What the exercise asks
Return all of the data exactly as written, without the pictures.

Data lines
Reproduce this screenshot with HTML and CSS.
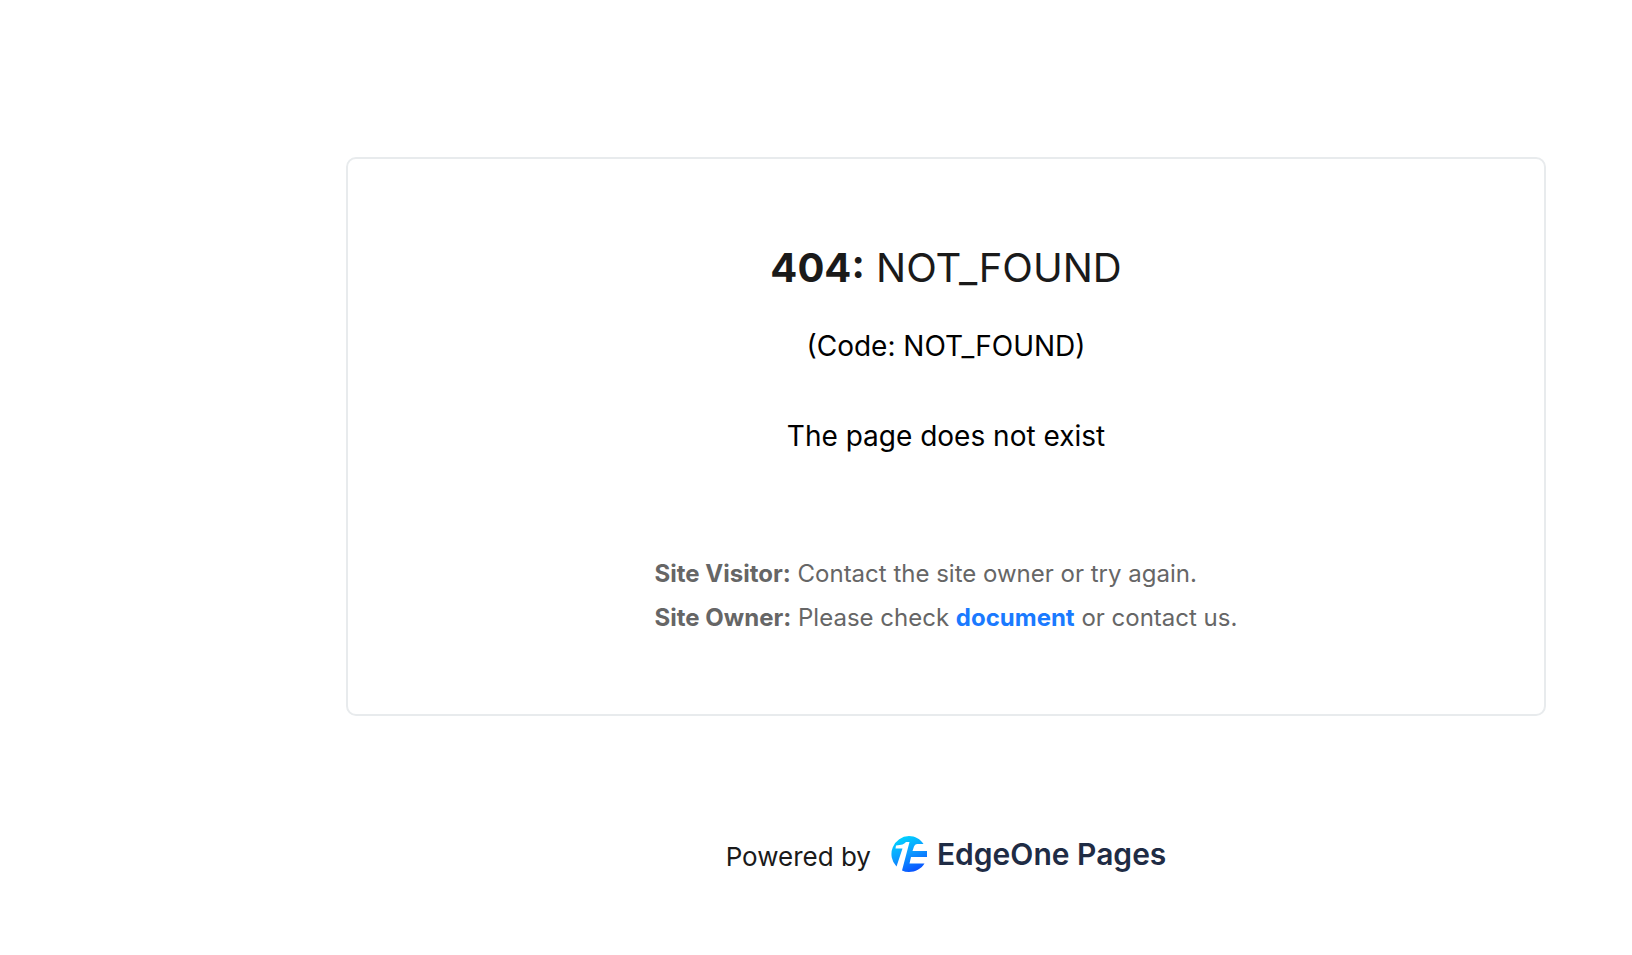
FILE: index.html
```html
<!DOCTYPE html>
<html lang="en">
<head>
<meta charset="utf-8">
<meta name="viewport" content="width=device-width, initial-scale=1">
<title>404: NOT_FOUND</title>
<link rel="stylesheet" href="styles.css">
</head>
<body>
<main class="card">
  <h1 class="title"><strong>404:</strong> NOT_FOUND</h1>
  <p class="code">(Code: NOT_FOUND)</p>
  <p class="message">The page does not exist</p>
  <div class="hints">
    <p class="hint"><strong>Site Visitor:</strong> Contact the site owner or try again.</p>
    <p class="hint"><strong>Site Owner:</strong> Please check <a class="link" href="#">document</a> or contact us.</p>
  </div>
</main>
<footer class="footer">
  <span class="powered">Powered by</span>
  <a class="brand" href="#">
    <svg class="logo" viewBox="0 0 36 36" aria-hidden="true">
      <defs>
        <linearGradient id="disc" x1="8" y1="0" x2="24" y2="36" gradientUnits="userSpaceOnUse">
          <stop offset="0" stop-color="#00d8ff"/>
          <stop offset="0.5" stop-color="#0c9cff"/>
          <stop offset="1" stop-color="#0a50ff"/>
        </linearGradient>
      </defs>
      <path fill="url(#disc)" d="M5.500 30.500A18 18 0 0 1 18 0C24 0 29.500 3 32.500 8H26Q23.800 8 23 10.500L21.500 15H36V21H20L18.500 27.500H33.500C30 33 24.500 36 18 36Q14 36 11 34.500L18.500 6H15Q13 9 5 9.500L4.500 12.500H11.500Z"/>
    </svg>
    <span class="brand-name">EdgeOne Pages</span>
  </a>
</footer>
</body>
</html>
```
FILE: styles.css
```css
* {
  box-sizing: border-box;
}

body {
  margin: 0;
  padding: 157px 86px 64px 346px;
  background: #fff;
  color: #000;
  font-family: Inter, "Liberation Sans", sans-serif;
}

.card {
  display: flex;
  flex-direction: column;
  align-items: center;
  max-width: 1200px;
  margin: 0 auto;
  padding: 81px 40px 74px;
  border: 2px solid #e8ebed;
  border-radius: 10px;
}

.title,
.code,
.message,
.hint {
  margin: 0;
}

.title {
  color: #1a1a1a;
  font-size: 40px;
  font-weight: 400;
  line-height: 56px;
}

.title strong {
  font-weight: 700;
}

.code,
.message {
  font-size: 28px;
  line-height: 40px;
}

.code {
  margin-top: 30px;
}

.message {
  margin-top: 50px;
}

.hints {
  margin-top: 96px;
  color: #666;
  font-size: 24px;
  line-height: 44px;
}

.hint strong {
  font-weight: 700;
}

.link {
  color: #1a7aff;
  font-weight: 700;
  text-decoration: none;
}

.footer {
  display: flex;
  justify-content: center;
  align-items: center;
  gap: 20px;
  margin-top: 117px;
}

.powered {
  padding-top: 6px;
  color: #1a1a1a;
  font-size: 26px;
  line-height: 36px;
}

.brand {
  display: flex;
  align-items: center;
  gap: 10px;
  color: #1f2c45;
  text-decoration: none;
}

.logo {
  width: 36px;
  height: 36px;
}

.brand-name {
  font-size: 30px;
  font-weight: 600;
  line-height: 36px;
}
```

Solution for this problem
Reproduce this screenshot with HTML and CSS.
FILE: index.html
```html
<!DOCTYPE html>
<html lang="en">
<head>
<meta charset="utf-8">
<meta name="viewport" content="width=device-width, initial-scale=1">
<title>404: NOT_FOUND</title>
<link rel="stylesheet" href="styles.css">
</head>
<body>
<main class="card">
  <h1 class="title"><strong>404:</strong> NOT_FOUND</h1>
  <p class="code">(Code: NOT_FOUND)</p>
  <p class="message">The page does not exist</p>
  <div class="hints">
    <p class="hint"><strong>Site Visitor:</strong> Contact the site owner or try again.</p>
    <p class="hint"><strong>Site Owner:</strong> Please check <a class="link" href="#">document</a> or contact us.</p>
  </div>
</main>
<footer class="footer">
  <span class="powered">Powered by</span>
  <a class="brand" href="#">
    <svg class="logo" viewBox="0 0 36 36" aria-hidden="true">
      <defs>
        <linearGradient id="disc" x1="8" y1="0" x2="24" y2="36" gradientUnits="userSpaceOnUse">
          <stop offset="0" stop-color="#00d8ff"/>
          <stop offset="0.5" stop-color="#0c9cff"/>
          <stop offset="1" stop-color="#0a50ff"/>
        </linearGradient>
      </defs>
      <path fill="url(#disc)" d="M5.500 30.500A18 18 0 0 1 18 0C24 0 29.500 3 32.500 8H26Q23.800 8 23 10.500L21.500 15H36V21H20L18.500 27.500H33.500C30 33 24.500 36 18 36Q14 36 11 34.500L18.500 6H15Q13 9 5 9.500L4.500 12.500H11.500Z"/>
    </svg>
    <span class="brand-name">EdgeOne Pages</span>
  </a>
</footer>
</body>
</html>
```
FILE: styles.css
```css
* {
  box-sizing: border-box;
}

body {
  margin: 0;
  padding: 157px 86px 64px 346px;
  background: #fff;
  color: #000;
  font-family: Inter, "Liberation Sans", sans-serif;
}

.card {
  display: flex;
  flex-direction: column;
  align-items: center;
  max-width: 1200px;
  margin: 0 auto;
  padding: 81px 40px 74px;
  border: 2px solid #e8ebed;
  border-radius: 10px;
}

.title,
.code,
.message,
.hint {
  margin: 0;
}

.title {
  color: #1a1a1a;
  font-size: 40px;
  font-weight: 400;
  line-height: 56px;
}

.title strong {
  font-weight: 700;
}

.code,
.message {
  font-size: 28px;
  line-height: 40px;
}

.code {
  margin-top: 30px;
}

.message {
  margin-top: 50px;
}

.hints {
  margin-top: 96px;
  color: #666;
  font-size: 24px;
  line-height: 44px;
}

.hint strong {
  font-weight: 700;
}

.link {
  color: #1a7aff;
  font-weight: 700;
  text-decoration: none;
}

.footer {
  display: flex;
  justify-content: center;
  align-items: center;
  gap: 20px;
  margin-top: 117px;
}

.powered {
  padding-top: 6px;
  color: #1a1a1a;
  font-size: 26px;
  line-height: 36px;
}

.brand {
  display: flex;
  align-items: center;
  gap: 10px;
  color: #1f2c45;
  text-decoration: none;
}

.logo {
  width: 36px;
  height: 36px;
}

.brand-name {
  font-size: 30px;
  font-weight: 600;
  line-height: 36px;
}
```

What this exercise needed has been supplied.